So I finally started taking a Wilton's cake decorating class at Micheal's.

I started by talking to the woman who does it and we went back and forth for a while deciding whether or not I should skip Course 1 - Decorating Basics. We decided there were a few things I should know that we learn in Course 1, so I would start there instead of skipping to Course 2. For the first one we were told to bring plain, flat cookies so we could practice stars. Well, if you scroll all the way down on my Cake Page, you'll see some Valentine's cookies I made last year. (Or you can look below, I decided to add them in anyway but not remove the previous sentence. Do you feel okay about that?) I already decorate 9" and 12" cookies all the time, so practicing some stars on some sugar cookies was a bit beneath my current skill level. But, as with a lot of this, I knew I would have to have a positive attitude and wait for the things I don't know. Okay, no bid deal.
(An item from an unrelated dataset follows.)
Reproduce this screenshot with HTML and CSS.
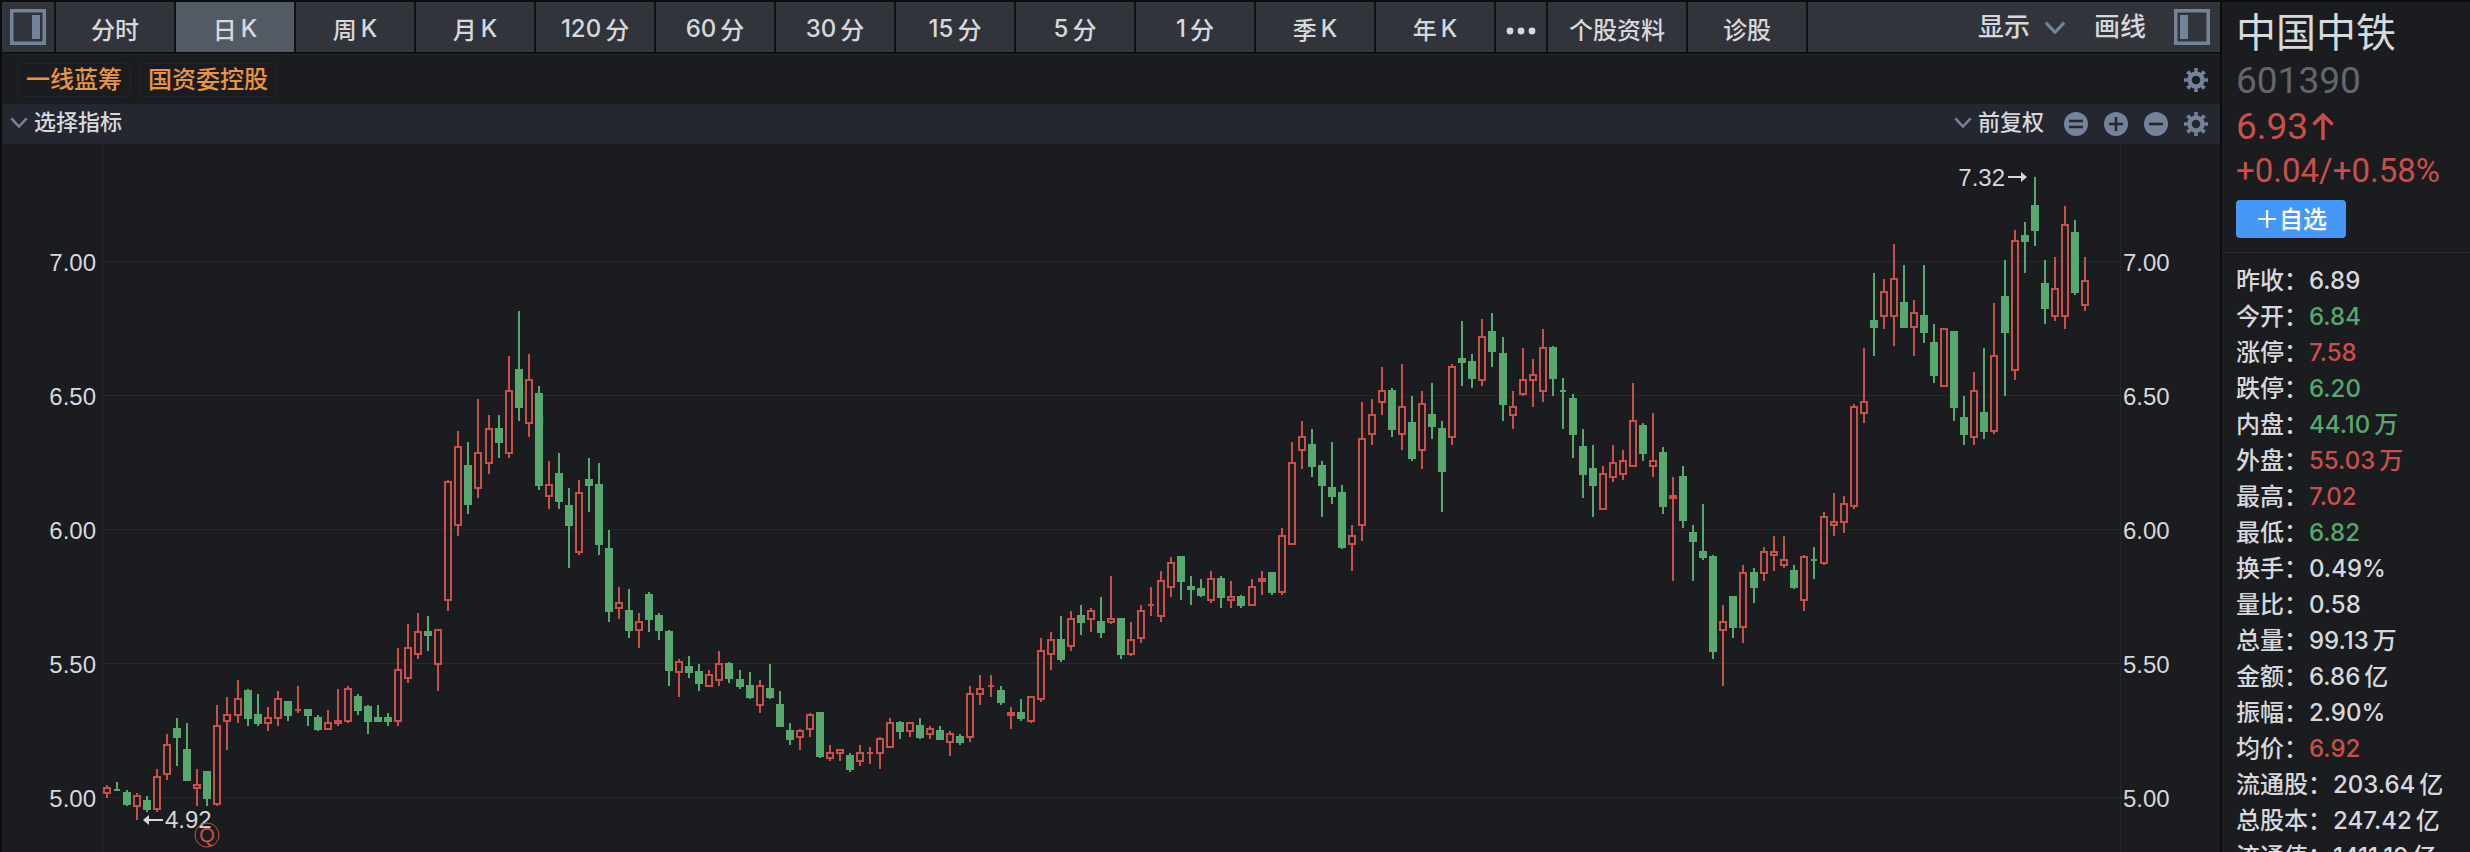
FILE: index.html
```
<!DOCTYPE html>
<html lang="zh-CN">
  <head>
    <meta charset="UTF-8" />
    <meta name="viewport" content="width=device-width, initial-scale=1.0" />
    <title>中国中铁 601390</title>
    <link rel="stylesheet" href="styles.css" />
  </head>
  <body>
    <!-- 公用图标 -->
    <svg class="defs" aria-hidden="true">
      <symbol id="gear" viewBox="0 0 24 24">
        <circle cx="12" cy="12" r="6.5" fill="none" stroke="currentColor" stroke-width="4.4" />
        <circle cx="12" cy="12" r="10" fill="none" stroke="currentColor" stroke-width="4"
          pathLength="16" stroke-dasharray="0.9 1.1" stroke-dashoffset="0.45" />
      </symbol>
      <symbol id="chevron" viewBox="0 0 20 12">
        <path d="M1.5 1.5 10 10.5 18.5 1.5" fill="none" stroke="currentColor" stroke-width="2.8" />
      </symbol>
    </svg>

    <div class="page">
      <main class="main">
        <!-- 周期切换 -->
        <nav class="toolbar">
          <button class="tab tab-icon" aria-label="左侧栏">
            <svg width="36" height="36" viewBox="0 0 36 36">
              <rect x="1.75" y="1.75" width="32.5" height="32.5" fill="none" stroke="currentColor" stroke-width="3.5" />
              <rect x="22" y="6" width="8" height="24" fill="currentColor" />
            </svg>
          </button>
          <button class="tab">分时</button>
          <button class="tab active">日<span>K</span></button>
          <button class="tab">周<span>K</span></button>
          <button class="tab">月<span>K</span></button>
          <button class="tab">120<span>分</span></button>
          <button class="tab">60<span>分</span></button>
          <button class="tab">30<span>分</span></button>
          <button class="tab">15<span>分</span></button>
          <button class="tab">5<span>分</span></button>
          <button class="tab">1<span>分</span></button>
          <button class="tab">季<span>K</span></button>
          <button class="tab">年<span>K</span></button>
          <button class="tab tab-more" aria-label="更多">
            <svg width="30" height="8" viewBox="0 0 30 8" fill="currentColor">
              <circle cx="4" cy="4" r="3.4" />
              <circle cx="15" cy="4" r="3.4" />
              <circle cx="26" cy="4" r="3.4" />
            </svg>
          </button>
          <button class="tab tab-info">个股资料</button>
          <button class="tab">诊股</button>
          <div class="tools">
            <button class="tool">
              显示
              <svg class="muted" width="22" height="13"><use href="#chevron" /></svg>
            </button>
            <button class="tool">画线</button>
            <button class="tool muted" aria-label="右侧栏">
              <svg width="36" height="36" viewBox="0 0 36 36">
                <rect x="1.75" y="1.75" width="32.5" height="32.5" fill="none" stroke="currentColor" stroke-width="3.5" />
                <rect x="6" y="6" width="8" height="24" fill="currentColor" />
              </svg>
            </button>
          </div>
        </nav>

        <!-- 标签 -->
        <div class="tags">
          <a class="tag" href="#">一线蓝筹</a>
          <a class="tag" href="#">国资委控股</a>
          <button class="icon-btn push" aria-label="标签设置">
            <svg width="24" height="24"><use href="#gear" /></svg>
          </button>
        </div>

        <!-- 指标 -->
        <div class="indicator">
          <button class="pick">
            <svg class="muted" width="18" height="11"><use href="#chevron" /></svg>
            选择指标
          </button>
          <div class="actions">
            <button class="pick">
              <svg class="muted" width="18" height="11"><use href="#chevron" /></svg>
              前复权
            </button>
            <button class="icon-btn" aria-label="还原">
              <svg width="24" height="24" viewBox="0 0 24 24">
                <circle cx="12" cy="12" r="12" fill="currentColor" />
                <path d="M5 9h14M5 15h14" stroke="#24272f" stroke-width="2.4" />
              </svg>
            </button>
            <button class="icon-btn" aria-label="放大">
              <svg width="24" height="24" viewBox="0 0 24 24">
                <circle cx="12" cy="12" r="12" fill="currentColor" />
                <path d="M5 12h14M12 5v14" stroke="#24272f" stroke-width="2.6" />
              </svg>
            </button>
            <button class="icon-btn" aria-label="缩小">
              <svg width="24" height="24" viewBox="0 0 24 24">
                <circle cx="12" cy="12" r="12" fill="currentColor" />
                <path d="M5 12h14" stroke="#24272f" stroke-width="2.6" />
              </svg>
            </button>
            <button class="icon-btn" aria-label="指标设置">
              <svg width="24" height="24"><use href="#gear" /></svg>
            </button>
          </div>
        </div>

        <!-- K 线图 -->
        <div class="chart">
          <svg id="kline" role="img" aria-label="日K线"></svg>
        </div>
      </main>

      <!-- 右侧报价 -->
      <aside class="quote">
        <header class="head">
          <h1 class="name">中国中铁</h1>
          <div class="code">601390</div>
          <div class="price up">
            6.93<svg width="22" height="28" viewBox="0 0 22 28">
              <path d="M11 27V2M1.5 11.5 11 2l9.5 9.5" fill="none" stroke="currentColor" stroke-width="3.4" />
            </svg>
          </div>
          <div class="change up">+0.04/+0.58%</div>
          <button class="add">＋自选</button>
        </header>
        <dl class="list">
          <div class="row"><dt>昨收：</dt><dd>6.89</dd></div>
          <div class="row"><dt>今开：</dt><dd class="down">6.84</dd></div>
          <div class="row"><dt>涨停：</dt><dd class="up">7.58</dd></div>
          <div class="row"><dt>跌停：</dt><dd class="down">6.20</dd></div>
          <div class="row"><dt>内盘：</dt><dd class="down">44.10<span>万</span></dd></div>
          <div class="row"><dt>外盘：</dt><dd class="up">55.03<span>万</span></dd></div>
          <div class="row"><dt>最高：</dt><dd class="up">7.02</dd></div>
          <div class="row"><dt>最低：</dt><dd class="down">6.82</dd></div>
          <div class="row"><dt>换手：</dt><dd>0.49%</dd></div>
          <div class="row"><dt>量比：</dt><dd>0.58</dd></div>
          <div class="row"><dt>总量：</dt><dd>99.13<span>万</span></dd></div>
          <div class="row"><dt>金额：</dt><dd>6.86<span>亿</span></dd></div>
          <div class="row"><dt>振幅：</dt><dd>2.90%</dd></div>
          <div class="row"><dt>均价：</dt><dd class="up">6.92</dd></div>
          <div class="row"><dt>流通股：</dt><dd>203.64<span>亿</span></dd></div>
          <div class="row"><dt>总股本：</dt><dd>247.42<span>亿</span></dd></div>
          <div class="row"><dt>流通值：</dt><dd>1411.19<span>亿</span></dd></div>
        </dl>
      </aside>
    </div>
    <script src="kline.js"></script>
  </body>
</html>
```

FILE: styles.css
```
* {
  margin: 0;
  padding: 0;
  box-sizing: border-box;
}

body {
  background-color: #1b1c20;
  color: #d6d8dc;
  font-family: Inter, "Noto Sans CJK SC", sans-serif;
  font-size: 24px;
  font-weight: 500;
  overflow: hidden;
}

button {
  border: none;
  background: none;
  color: inherit;
  font: inherit;
  cursor: pointer;
}

a {
  text-decoration: none;
}

svg {
  display: block;
  flex: none;
}

.defs {
  position: absolute;
  width: 0;
  height: 0;
}

.muted {
  color: #74829a;
}

.up {
  color: #c94f4a;
}

.down {
  color: #57a86f;
}

.page {
  display: flex;
  height: 100vh;
  border-top: 2px solid #0c0d0f;
  border-left: 2px solid #0c0d0f;
}

.main {
  flex: 1;
  min-width: 0;
  display: flex;
  flex-direction: column;
}

/* 周期切换 */
.toolbar {
  display: flex;
  gap: 2px;
  height: 52px;
  background-color: #101114;
  border-bottom: 2px solid #101114;
}

.tab {
  display: flex;
  align-items: center;
  justify-content: center;
  gap: 4px;
  width: 118px;
  padding-top: 2px;
  background-color: #31343b;
  white-space: nowrap;
}

.tab.active {
  background-color: #545a64;
}

.tab-icon {
  width: 52px;
  padding-top: 0;
  color: #74829a;
}

.tab-more {
  width: 50px;
  padding-top: 8px;
}

.tab-info {
  width: 138px;
}

.tools {
  flex: 1;
  display: flex;
  align-items: center;
  justify-content: flex-end;
  gap: 28px;
  padding-right: 10px;
  background-color: #31343b;
}

.tool {
  display: flex;
  align-items: center;
  gap: 14px;
  font-size: 26px;
  line-height: 36px;
}

/* 标签 */
.tags {
  display: flex;
  align-items: center;
  gap: 8px;
  height: 50px;
  padding: 0 12px 0 15px;
  border-top: 1px solid #26282d;
}

.tag {
  padding: 0 8px;
  border: 1px solid #222429;
  border-radius: 6px;
  color: #e8963f;
  line-height: 32px;
}

.icon-btn {
  color: #74829a;
}

.push {
  margin-left: auto;
}

/* 指标 */
.indicator {
  display: flex;
  align-items: center;
  justify-content: space-between;
  height: 40px;
  padding: 0 12px 0 8px;
  background-color: #24272f;
}

.pick {
  display: flex;
  align-items: center;
  gap: 6px;
  font-size: 22px;
  line-height: 32px;
  padding-bottom: 4px;
}

.actions {
  display: flex;
  align-items: center;
  gap: 16px;
}

.actions .pick {
  margin-right: 4px;
}

/* K 线图 */
.chart {
  flex: 1;
  min-height: 0;
}

#kline {
  width: 100%;
  height: 100%;
}

.grid {
  stroke: #26282e;
}

.axis {
  fill: #d6d8dc;
  font-family: "Liberation Sans", sans-serif;
  font-size: 24px;
  font-weight: 400;
}

.arrow {
  stroke: #d6d8dc;
  stroke-width: 2;
}

.arrow-head {
  fill: #d6d8dc;
}

.k-up {
  fill: #1b1c20;
  stroke: #c94f4a;
  stroke-width: 2;
}

.k-down {
  fill: #57a86f;
  stroke: #57a86f;
  stroke-width: 2;
}

.event {
  fill: none;
  stroke: #c94f4a;
}

.event-text {
  fill: #c94f4a;
  font-family: "Liberation Sans", sans-serif;
  font-size: 20px;
}

/* 右侧报价 */
.quote {
  width: 250px;
  border-left: 2px solid #0c0d0f;
}

.head {
  padding: 6px 0 14px 14px;
  border-bottom: 1px solid #2a2c31;
}

.name {
  font-size: 40px;
  font-weight: 400;
  line-height: 50px;
}

.code,
.price,
.change {
  font-family: Roboto, sans-serif;
  font-weight: 400;
}

.code {
  color: #63666c;
  font-size: 37px;
  line-height: 46px;
}

.price {
  display: flex;
  align-items: center;
  gap: 4px;
  font-size: 37px;
  line-height: 46px;
}

.change {
  font-size: 33px;
  line-height: 42px;
}

.add {
  display: block;
  width: 110px;
  margin-top: 8px;
  padding-top: 2px;
  border-radius: 4px;
  background-color: #4598f7;
  color: #fff;
  line-height: 36px;
}

.list {
  padding: 10px 0 0 14px;
}

.row {
  display: flex;
  line-height: 36px;
  white-space: nowrap;
}

.row dd {
  padding-left: 1px;
}

.row span {
  margin-left: 4px;
}
```

FILE: kline.js
```
// 开 高 低 收，单位：分
const data = [
  [502,505,500,504],[503,506,503,503],[502,503,497,498],[497,502,492,501],[499,501,495,496],[496,511,495,508],
  [509,524,507,520],[526,530,512,523],[518,528,507,507],[504,511,497,505],[510,510,497,500],[498,535,497,527],
  [529,538,518,531],[531,544,528,537],[540,541,527,530],[531,539,527,528],[528,534,525,530],[530,540,527,537],
  [536,536,529,531],[533,542,532,533],[533,533,527,531],[530,531,525,526],[526,533,526,528],[528,541,527,529],
  [529,542,528,541],[538,539,531,533],[534,535,524,529],[530,535,529,529],[530,532,527,529],[529,556,527,548],
  [545,565,543,556],[554,569,552,562],[562,568,555,561],[550,563,540,563],[574,619,570,618],[602,637,598,631],
  [624,633,606,610],[616,649,612,629],[625,643,621,638],[638,643,627,633],[629,665,627,652],[660,682,641,646],
  [640,666,635,656],[651,654,615,617],[613,626,608,617],[621,629,608,611],[609,616,586,602],[592,619,591,614],
  [619,627,607,617],[617,625,591,595],[593,600,566,570],[571,579,567,573],[570,578,560,563],[563,569,556,566],
  [576,577,562,567],[568,569,559,563],[562,563,542,548],[547,552,538,551],[549,553,545,547],[547,550,540,543],
  [542,548,542,546],[544,555,542,550],[550,551,543,545],[544,548,541,542],[542,547,537,538],[535,544,532,542],
  [541,550,537,538],[535,540,527,527],[525,528,520,522],[523,526,518,525],[526,532,523,531],[532,532,515,516],
  [515,520,514,517],[517,518,514,518],[516,517,510,511],[514,520,512,517],[517,519,513,517],[517,523,511,522],
  [519,530,519,528],[528,529,522,525],[525,528,523,528],[527,530,522,523],[524,527,522,526],[525,527,522,522],
  [521,525,516,524],[523,524,520,521],[523,542,521,539],[539,546,535,541],[542,546,538,542],[540,542,535,536],
  [531,534,526,532],[532,537,529,530],[529,538,528,538],[537,560,536,555],[554,562,548,559],[559,568,551,552],
  [557,570,555,567],[568,572,561,566],[567,571,562,570],[566,575,560,562],[566,583,565,567],[567,567,552,554],
  [554,566,553,559],[560,572,558,570],[572,579,568,572],[568,585,566,581],[579,590,575,588],[590,590,574,581],
  [579,583,572,578],[578,582,575,576],[574,585,573,582],[582,583,571,575],[574,581,571,575],[575,576,571,572],
  [572,582,572,579],[581,585,576,582],[584,584,576,577],[577,601,576,598],[595,633,595,625],[630,641,623,635],
  [632,638,620,624],[624,626,605,617],[616,633,610,613],[614,617,593,594],[595,602,585,598],[602,648,596,634],
  [636,649,632,643],[648,661,643,652],[652,653,635,638],[636,662,630,646],[640,650,626,627],[630,652,623,647],
  [643,655,634,639],[638,641,607,622],[635,662,632,661],[664,678,654,663],[663,666,653,657],[656,679,654,672],
  [674,681,661,667],[666,672,641,647],[643,652,638,646],[651,668,650,656],[656,664,646,658],[652,675,648,668],
  [668,669,650,657],[652,657,638,652],[649,651,627,636],[631,638,612,621],[623,632,605,617],[608,624,608,621],
  [620,632,618,625],[621,630,619,626],[624,655,624,641],[639,640,626,629],[624,644,620,626],[629,631,606,609],
  [612,620,581,613],[620,624,601,604],[599,602,581,596],[592,610,589,590],[590,591,552,555],[563,572,542,566],
  [575,575,560,564],[564,587,558,584],[584,586,573,579],[584,594,581,592],[591,598,585,592],[587,598,586,589],
  [585,587,578,579],[574,591,570,590],[589,594,582,589],[588,607,587,605],[602,614,598,603],[603,613,599,610],
  [609,647,608,646],[644,668,640,648],[678,696,665,676],[680,694,675,689],[680,707,669,694],[685,699,676,676],
  [676,686,665,681],[680,699,670,674],[670,677,655,658],[654,675,654,675],[674,674,641,646],[642,650,632,636],
  [635,659,632,652],[644,668,634,637],[637,685,636,665],[687,701,650,674],[660,712,656,708],[710,715,696,708],
  [721,732,706,712],[692,701,677,683],[680,702,678,690],[680,721,675,714],[711,716,688,689],[684,702,682,693]
];

const svg = document.getElementById("kline");
const PAD = 100; // 两侧价格轴宽度
const SLOTS = 201;
const MAX = 744.2;
const MIN = 480;
const EVENT = 10; // 财报标记所在的 K 线

function add(name, attrs, text) {
  const el = document.createElementNS("http://www.w3.org/2000/svg", name);
  for (const key in attrs) el.setAttribute(key, attrs[key]);
  if (text) el.textContent = text;
  svg.appendChild(el);
}

function draw() {
  const w = svg.clientWidth;
  const h = svg.clientHeight;
  const step = (w - PAD * 2) / SLOTS;
  const getX = (i) => PAD + 5 + Math.round(i * step);
  const getY = (p) => Math.round(((MAX - p) / (MAX - MIN)) * h);
  svg.innerHTML = "";

  // 网格和价格轴
  [700, 650, 600, 550, 500].forEach((p) => {
    const y = getY(p) - 0.5;
    const label = (p / 100).toFixed(2);
    add("line", { class: "grid", x1: PAD, x2: w - PAD, y1: y, y2: y });
    add("text", { class: "axis", x: PAD - 6, y: y + 9, "text-anchor": "end" }, label);
    add("text", { class: "axis", x: w - PAD + 3, y: y + 9 }, label);
  });
  [PAD + 0.5, w - PAD + 0.5].forEach((x) => {
    add("line", { class: "grid", x1: x, x2: x, y1: 0, y2: h });
  });

  // K 线
  data.forEach(([open, high, low, close], i) => {
    const prev = i ? data[i - 1][3] : open;
    const up = close === open ? close >= prev : close > open;
    const cls = up ? "k-up" : "k-down";
    const x = getX(i);
    const top = getY(Math.max(open, close));
    const bottom = getY(Math.min(open, close));
    add("path", { class: cls, d: `M${x} ${getY(high)}V${top}M${x} ${bottom}V${getY(low)}` });
    if (top === bottom) {
      add("path", { class: cls, d: `M${x - 3} ${top}h6` });
    } else {
      add("rect", { class: cls, x: x - 3, y: top, width: 6, height: bottom - top });
    }
  });

  // 最高价、最低价
  const hi = data.findIndex((d) => d[1] === Math.max(...data.map((k) => k[1])));
  const lo = data.findIndex((d) => d[2] === Math.min(...data.map((k) => k[2])));
  const hx = getX(hi) - 8;
  const hy = getY(data[hi][1]);
  add("line", { class: "arrow", x1: hx - 19, x2: hx - 4, y1: hy, y2: hy });
  add("path", { class: "arrow-head", d: `M${hx} ${hy}l-6 -5v10z` });
  add("text", { class: "axis", x: hx - 22, y: hy + 9, "text-anchor": "end" }, (data[hi][1] / 100).toFixed(2));
  const lx = getX(lo) + 6;
  const ly = getY(data[lo][2]);
  add("line", { class: "arrow", x1: lx + 4, x2: lx + 20, y1: ly, y2: ly });
  add("path", { class: "arrow-head", d: `M${lx} ${ly}l6 -5v10z` });
  add("text", { class: "axis", x: lx + 22, y: ly + 8 }, (data[lo][2] / 100).toFixed(2));

  // 财报
  const ex = getX(EVENT);
  add("circle", { class: "event", cx: ex, cy: h - 17, r: 12 });
  add("text", { class: "event-text", x: ex, y: h - 10, "text-anchor": "middle" }, "Q");
}

draw();
window.addEventListener("resize", draw);
```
So I would love to show you a picture of the cookies I made - I had thought of a bunch of cute designs ahead of time and things I could do on it. Instead, we spent the entire 2 hours listening to the instructor talk about the class. At the end she showed us how to make the icing. That part I was excited about because I already learned something new - using Meringue Powder to make a stiffer icing that sets up. Cool. But other than that 2 hours of just talking was a little disappointing.

L was happy, though - now he has plenty of plain sugar cookies to eat (he doesn't like a lot of icing). Next week we are making a two layer cake from one layer and learning to transfer pictures. I am pretty excited for that! I promise to have pictures after next week.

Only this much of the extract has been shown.